• _Work to do_
Leave the pictures out, and retype all of the material exactly as written.

• _Given material_
>>>>>

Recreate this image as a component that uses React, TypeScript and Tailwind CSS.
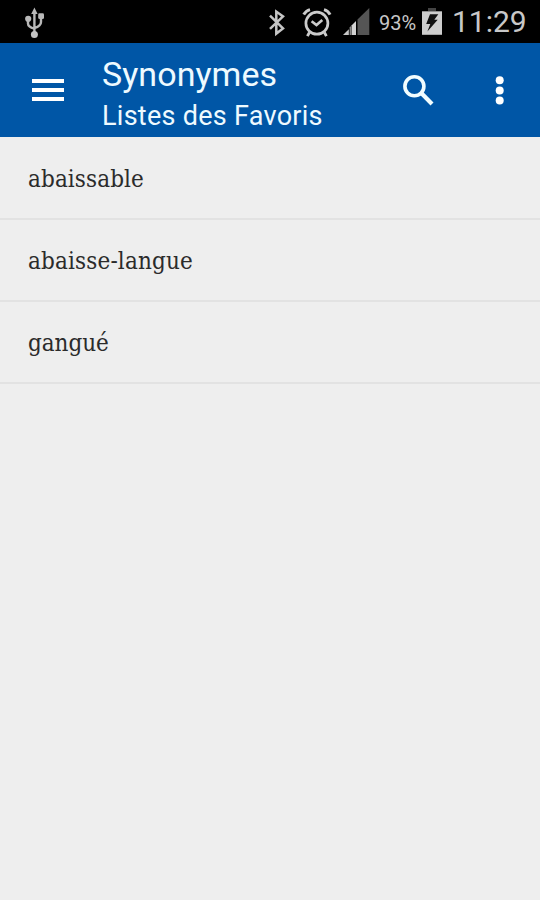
import React from 'react';

const favoris = [
  { mot: 'abaissable', spacing: 'tracking-[0.1px]' },
  { mot: 'abaisse-langue', spacing: 'tracking-[0.15px]' },
  { mot: 'gangué', spacing: 'tracking-[-0.05px]' },
];

function UsbIcon() {
  return (
    <svg width="22" height="32" viewBox="0 0 22 32" fill="none" stroke="#b8b8b8" strokeWidth="2.4">
      <path d="M11.4 4v24M5 12v4.5q0 3.4 6.4 5.2M18 10v5q0 4.2-6.6 6" />
      <path d="M11.4 0.5l3.2 6.5H8.2z" fill="#b8b8b8" stroke="none" />
      <circle cx="5.2" cy="11.8" r="3.1" fill="#b8b8b8" stroke="none" />
      <rect x="15.2" y="6.3" width="5.8" height="5.8" rx="1.4" fill="#b8b8b8" stroke="none" />
      <circle cx="11.4" cy="27.4" r="3.5" fill="#c4c4c4" stroke="none" />
    </svg>
  );
}

function BluetoothIcon() {
  return (
    <svg width="18" height="28" viewBox="0 0 18 28" fill="none" stroke="#c6c6c6" strokeWidth="2.5">
      <path d="M2 6.6l13 12.8L8.3 24.6V2.6L15 7.4 2 19.8" />
    </svg>
  );
}

function AlarmIcon() {
  return (
    <svg width="30" height="30" viewBox="0 0 30 30" fill="none" stroke="#cbcbcb">
      <circle cx="14.9" cy="16.2" r="11" strokeWidth="2.7" />
      <path d="M9.6 14.2l4.9 3.9 5.8-5" strokeWidth="2.6" />
      <path d="M1.7 7.6Q4 3.6 8 2.6M28.1 7.6Q26 3.6 22 2.6" strokeWidth="3" />
      <path d="M7.4 25.5l-2 3.7M22.4 25.5l2 3.7" strokeWidth="2.8" />
    </svg>
  );
}

function SignalIcon() {
  return (
    <svg width="28" height="28" viewBox="0 0 28 28">
      <path d="M15.5 11.5L27.3 0v27H15.5z" fill="#555" />
      <path d="M1 27l5.8-5.8V27z" fill="#c8c8c8" />
      <path d="M7.6 19.4l1.4-1.4v9H7.6z" fill="#888" />
      <path d="M9.5 17.5L14 13v14H9.5z" fill="#d2d2d2" />
    </svg>
  );
}

function BatteryIcon() {
  return (
    <svg width="20" height="29" viewBox="0 0 20 29">
      <path d="M6 1h8v3H6z" fill="#444" />
      <path d="M0 4.3h20v23.5H0z" fill="#cecece" />
      <path d="M8 7.3h8.3l-4 5.4h3.4L5.4 24.4l2.9-7.5H4.2z" fill="#111" />
    </svg>
  );
}

function StatusBar() {
  return (
    <div className="flex h-[43px] items-start bg-black font-['Roboto',sans-serif] text-[#c8c8c8]">
      <div className="ml-[23px] mt-[7px]"><UsbIcon /></div>
      <div className="ml-[223px] mt-[9px]"><BluetoothIcon /></div>
      <div className="ml-4 mt-[7px]"><AlarmIcon /></div>
      <div className="ml-[10px] mt-[8px]"><SignalIcon /></div>
      <span className="ml-[9px] mt-[11px] w-[38px] text-[20px] leading-6 whitespace-nowrap">93%</span>
      <div className="ml-[5px] mt-[7px]"><BatteryIcon /></div>
      <span className="ml-[10px] mt-[4px] text-[30px] leading-9 whitespace-nowrap">11:29</span>
    </div>
  );
}

function AppBar() {
  return (
    <header className="flex h-[94px] items-start bg-[#0056a6] font-['Roboto',sans-serif] text-[#eefaff]">
      <div className="ml-8 mt-[36px] flex w-8 flex-col gap-[5px]">
        <span className="h-[4px] bg-white" />
        <span className="h-[4px] bg-white" />
        <span className="h-[4px] bg-white" />
      </div>
      <div className="ml-[38px] mt-[11px] w-[240px] whitespace-nowrap">
        <h1 className="text-[34px] leading-10 tracking-[0.05px]">Synonymes</h1>
        <h2 className="mt-[4px] text-[27px] leading-9 tracking-[0.27px]">Listes des Favoris</h2>
      </div>
      <svg className="ml-[60px] mt-[31px]" width="32" height="32" viewBox="0 0 32 32" fill="none" stroke="#f2fdff">
        <circle cx="12.4" cy="12.2" r="9.5" strokeWidth="3.6" />
        <path d="M19 18.8l11 11.2" strokeWidth="4.2" />
      </svg>
      <svg className="ml-[61px] mt-[32px]" width="9" height="32" viewBox="0 0 9 32" fill="#fff">
        <circle cx="4.7" cy="5.3" r="4" />
        <circle cx="4.7" cy="15.5" r="4" />
        <circle cx="4.7" cy="25.6" r="4" />
      </svg>
    </header>
  );
}

export default function App() {
  return (
    <div className="h-[900px] w-[540px] overflow-hidden bg-[#eeeeee]">
      <StatusBar />
      <AppBar />
      <ul className="pt-px">
        {favoris.map(({ mot, spacing }) => (
          <li key={mot} className="flex h-[82px] items-center border-b-2 border-[#e2e2e2] pt-0.5 pl-7">
            <span className={`font-['DejaVu_Serif_Condensed','DejaVu_Serif',serif] text-[24px] text-[#2b2b2b] ${spacing}`}>
              {mot}
            </span>
          </li>
        ))}
      </ul>
    </div>
  );
}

<<<<<

• _Exercise answer_
Recreate this image as a component that uses React, TypeScript and Tailwind CSS.
import React from 'react';

const favoris = [
  { mot: 'abaissable', spacing: 'tracking-[0.1px]' },
  { mot: 'abaisse-langue', spacing: 'tracking-[0.15px]' },
  { mot: 'gangué', spacing: 'tracking-[-0.05px]' },
];

function UsbIcon() {
  return (
    <svg width="22" height="32" viewBox="0 0 22 32" fill="none" stroke="#b8b8b8" strokeWidth="2.4">
      <path d="M11.4 4v24M5 12v4.5q0 3.4 6.4 5.2M18 10v5q0 4.2-6.6 6" />
      <path d="M11.4 0.5l3.2 6.5H8.2z" fill="#b8b8b8" stroke="none" />
      <circle cx="5.2" cy="11.8" r="3.1" fill="#b8b8b8" stroke="none" />
      <rect x="15.2" y="6.3" width="5.8" height="5.8" rx="1.4" fill="#b8b8b8" stroke="none" />
      <circle cx="11.4" cy="27.4" r="3.5" fill="#c4c4c4" stroke="none" />
    </svg>
  );
}

function BluetoothIcon() {
  return (
    <svg width="18" height="28" viewBox="0 0 18 28" fill="none" stroke="#c6c6c6" strokeWidth="2.5">
      <path d="M2 6.6l13 12.8L8.3 24.6V2.6L15 7.4 2 19.8" />
    </svg>
  );
}

function AlarmIcon() {
  return (
    <svg width="30" height="30" viewBox="0 0 30 30" fill="none" stroke="#cbcbcb">
      <circle cx="14.9" cy="16.2" r="11" strokeWidth="2.7" />
      <path d="M9.6 14.2l4.9 3.9 5.8-5" strokeWidth="2.6" />
      <path d="M1.7 7.6Q4 3.6 8 2.6M28.1 7.6Q26 3.6 22 2.6" strokeWidth="3" />
      <path d="M7.4 25.5l-2 3.7M22.4 25.5l2 3.7" strokeWidth="2.8" />
    </svg>
  );
}

function SignalIcon() {
  return (
    <svg width="28" height="28" viewBox="0 0 28 28">
      <path d="M15.5 11.5L27.3 0v27H15.5z" fill="#555" />
      <path d="M1 27l5.8-5.8V27z" fill="#c8c8c8" />
      <path d="M7.6 19.4l1.4-1.4v9H7.6z" fill="#888" />
      <path d="M9.5 17.5L14 13v14H9.5z" fill="#d2d2d2" />
    </svg>
  );
}

function BatteryIcon() {
  return (
    <svg width="20" height="29" viewBox="0 0 20 29">
      <path d="M6 1h8v3H6z" fill="#444" />
      <path d="M0 4.3h20v23.5H0z" fill="#cecece" />
      <path d="M8 7.3h8.3l-4 5.4h3.4L5.4 24.4l2.9-7.5H4.2z" fill="#111" />
    </svg>
  );
}

function StatusBar() {
  return (
    <div className="flex h-[43px] items-start bg-black font-['Roboto',sans-serif] text-[#c8c8c8]">
      <div className="ml-[23px] mt-[7px]"><UsbIcon /></div>
      <div className="ml-[223px] mt-[9px]"><BluetoothIcon /></div>
      <div className="ml-4 mt-[7px]"><AlarmIcon /></div>
      <div className="ml-[10px] mt-[8px]"><SignalIcon /></div>
      <span className="ml-[9px] mt-[11px] w-[38px] text-[20px] leading-6 whitespace-nowrap">93%</span>
      <div className="ml-[5px] mt-[7px]"><BatteryIcon /></div>
      <span className="ml-[10px] mt-[4px] text-[30px] leading-9 whitespace-nowrap">11:29</span>
    </div>
  );
}

function AppBar() {
  return (
    <header className="flex h-[94px] items-start bg-[#0056a6] font-['Roboto',sans-serif] text-[#eefaff]">
      <div className="ml-8 mt-[36px] flex w-8 flex-col gap-[5px]">
        <span className="h-[4px] bg-white" />
        <span className="h-[4px] bg-white" />
        <span className="h-[4px] bg-white" />
      </div>
      <div className="ml-[38px] mt-[11px] w-[240px] whitespace-nowrap">
        <h1 className="text-[34px] leading-10 tracking-[0.05px]">Synonymes</h1>
        <h2 className="mt-[4px] text-[27px] leading-9 tracking-[0.27px]">Listes des Favoris</h2>
      </div>
      <svg className="ml-[60px] mt-[31px]" width="32" height="32" viewBox="0 0 32 32" fill="none" stroke="#f2fdff">
        <circle cx="12.4" cy="12.2" r="9.5" strokeWidth="3.6" />
        <path d="M19 18.8l11 11.2" strokeWidth="4.2" />
      </svg>
      <svg className="ml-[61px] mt-[32px]" width="9" height="32" viewBox="0 0 9 32" fill="#fff">
        <circle cx="4.7" cy="5.3" r="4" />
        <circle cx="4.7" cy="15.5" r="4" />
        <circle cx="4.7" cy="25.6" r="4" />
      </svg>
    </header>
  );
}

export default function App() {
  return (
    <div className="h-[900px] w-[540px] overflow-hidden bg-[#eeeeee]">
      <StatusBar />
      <AppBar />
      <ul className="pt-px">
        {favoris.map(({ mot, spacing }) => (
          <li key={mot} className="flex h-[82px] items-center border-b-2 border-[#e2e2e2] pt-0.5 pl-7">
            <span className={`font-['DejaVu_Serif_Condensed','DejaVu_Serif',serif] text-[24px] text-[#2b2b2b] ${spacing}`}>
              {mot}
            </span>
          </li>
        ))}
      </ul>
    </div>
  );
}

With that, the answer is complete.